The 2005 paper, however, dealt only with a one-dimensional kernel, which measures only the distance of the dispersed spores from the origin by assuming uniform wind directions. So David modified it to generate a two-dimensional kernel. It takes into account the distribution of wind directions and gives a better representation of the dispersal.
He then compares his dispersal pattern with the output from mechanistic models such as CSIRO’s The Air Pollution Model (TAPM), which simulates pollutant dispersal using local meteorological, global terrain and land-use data as well as global synoptic analyses. APM is used by 190 national and international users in 25 countries to model air quality.
“When I compare my dispersal patterns with TAPM, they match up quite well,” David said. “The kernel predicts the general shape of the dispersal surface, which gives a good indication of where the spores are more likely to be. But unlike TAPM, the kernel only takes a few minutes to calculate, rather than a few days.”

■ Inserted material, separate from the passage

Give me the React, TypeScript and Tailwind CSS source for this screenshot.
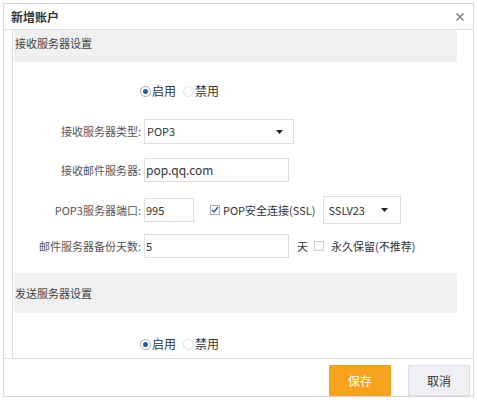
import React from "react";

const Radio = ({ on }: { on?: boolean }) => (
  <span className={`inline-flex w-[11px] h-[11px] rounded-full border items-center justify-center ${on ? "border-[#9ab]" : "border-[#ddd]"} bg-white`}>
    {on && <span className="w-[5px] h-[5px] rounded-full bg-[#2a5caa]" />}
  </span>
);

const Arrow = () => (
  <svg width="7" height="4" viewBox="0 0 7 4"><path d="M0 0h7L3.5 4z" fill="#222" /></svg>
);

function RadioRow() {
  return (
    <div className="flex items-center pl-[139px] text-[12px] text-[#333] gap-[1px]">
      <Radio on /><span className="mr-[6px]">启用</span><Radio /><span>禁用</span>
    </div>
  );
}

function Label({ children }: { children: React.ReactNode }) {
  return <div className="w-[143px] shrink-0 text-right pr-[3px] text-[11px] text-[#555]">{children}</div>;
}

export default function App() {
  return (
    <div className="w-[477px] h-[400px] bg-white" style={{ fontFamily: '"Noto Sans CJK SC", "Liberation Sans", sans-serif' }}>
      <div className="mx-[3px] mt-[3px] h-[394px] border border-[#d6d6d6] flex flex-col">
        <div className="h-[26px] flex items-center justify-between px-[7px] border-b border-[#ddd]">
          <span className="text-[12px] font-bold text-[#333]">新增账户</span>
          <span className="text-[12px] text-[#777] font-bold">×</span>
        </div>
        <div className="flex-1 ml-[8px] border-l border-[#ddd] flex flex-col">
          <div className="ml-[1px] mr-[16px] h-[32px] bg-[#f0f0f0] text-[11px] text-[#444] pl-[1px] pt-[5px]">接收服务器设置</div>
          <div className="mt-[20px] -ml-[12px]"><RadioRow /></div>
          <div className="-ml-[12px] mt-[19px] flex flex-col gap-[14px]">
            <div className="flex items-center">
              <Label>接收服务器类型:</Label>
              <div className="w-[150px] h-[25px] border border-[#ddd] flex items-center justify-between px-[2px] pr-[10px] text-[11px] text-[#333]">POP3<Arrow /></div>
            </div>
            <div className="flex items-center">
              <Label>接收邮件服务器:</Label>
              <div className="w-[145px] h-[24px] border border-[#ddd] flex items-center px-[1px] text-[12px] text-[#333]">pop.qq.com</div>
            </div>
            <div className="flex items-center">
              <Label>POP3服务器端口:</Label>
              <div className="w-[50px] h-[24px] border border-[#ddd] flex items-center px-[1px] text-[11px] text-[#333]">995</div>
              <span className="ml-[16px] w-[10px] h-[10px] border border-[#aaa] flex items-center justify-center">
                <svg width="8" height="8" viewBox="0 0 8 8"><path d="M1 4l2 2 4-5" stroke="#2a5caa" strokeWidth="1.5" fill="none" /></svg>
              </span>
              <span className="ml-[3px] text-[11px] text-[#333]">POP安全连接(SSL)</span>
              <div className="ml-[8px] w-[78px] h-[28px] border border-[#ddd] flex items-center justify-between px-[4px] pr-[12px] text-[11px] text-[#333]">SSLV23<Arrow /></div>
            </div>
            <div className="flex items-center -mt-[4px]">
              <Label>邮件服务器备份天数:</Label>
              <div className="w-[145px] h-[24px] border border-[#ddd] flex items-center px-[1px] text-[11px] text-[#333]">5</div>
              <span className="ml-[8px] text-[11px] text-[#333]">天</span>
              <span className="ml-[6px] w-[10px] h-[10px] border border-[#ccc]" />
              <span className="ml-[7px] text-[11px] text-[#333]">永久保留(不推荐)</span>
            </div>
          </div>
          <div className="mt-[15px] ml-[1px] mr-[16px] h-[40px] bg-[#f0f0f0] text-[11px] text-[#444] flex items-center pl-[1px]">发送服务器设置</div>
          <div className="mt-[22px] -ml-[12px]"><RadioRow /></div>
        </div>
        <div className="-mx-[1px] border-t border-[#ddd] h-[38px] flex items-start justify-end pr-[4px] pt-[6px] gap-[17px]">
          <div className="w-[62px] h-[31px] bg-[#f5a21c] text-white text-[12px] flex items-center justify-center">保存</div>
          <div className="w-[62px] h-[31px] bg-[#eef0f3] border border-[#dde] text-[#333] text-[12px] flex items-center justify-center">取消</div>
        </div>
      </div>
    </div>
  );
}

Developed to model blackleg disease in canola crops, the kernel is constructed by specifying certain parameters, such as the height at which the spores are released. By altering these parameters, the same tool can be used to model other pathogens or even the pollen that cause allergies for many people.
“The spores themselves are considered essentially the same – tiny inert particles,” he said. “The only bit of biology that matters in the air is that blackleg spores are degraded by ultraviolet light. So the longer the spores remain aloft, the less chance it has of being infectious. But another spore I am interested in modelling, which causes rust disease in wheat, contains a pigment that protects them from UV light.”
Once again, the issue of complexity is seeing David attempt to expand the model’s capacity. In the first instance that means integrating the 2-D dispersal kernel into more sophisticated modelling tools that can, for instance, take into account levels of UV light or differences in crop susceptibility to the modelled pathogen. The idea is to produce more informative models without losing computation speed.
One issue in particular has caught his attention. He explains that virulent strains of fungi that overcome the genetic resistance of crops are often present at low frequencies within the population. The introduction of new resistant cultivars acts as a selection pressure on these strains, causing them to become more prevalent. When this happens, the resistant cultivar breaks down and farmers incur substantial disease control costs or may even lose their crops. However, David thinks it is possible to develop models that predict the breakdown’s spatial pattern.
“The idea is to use these predictions to prolong the duration of resistance genes used in commercial cultivars,” he said. “Ultimately, this model, and others that are being developed, can help Australian biosecurity agencies understand how incursions might unfold, and how they can most effectively use the control measures available to them.”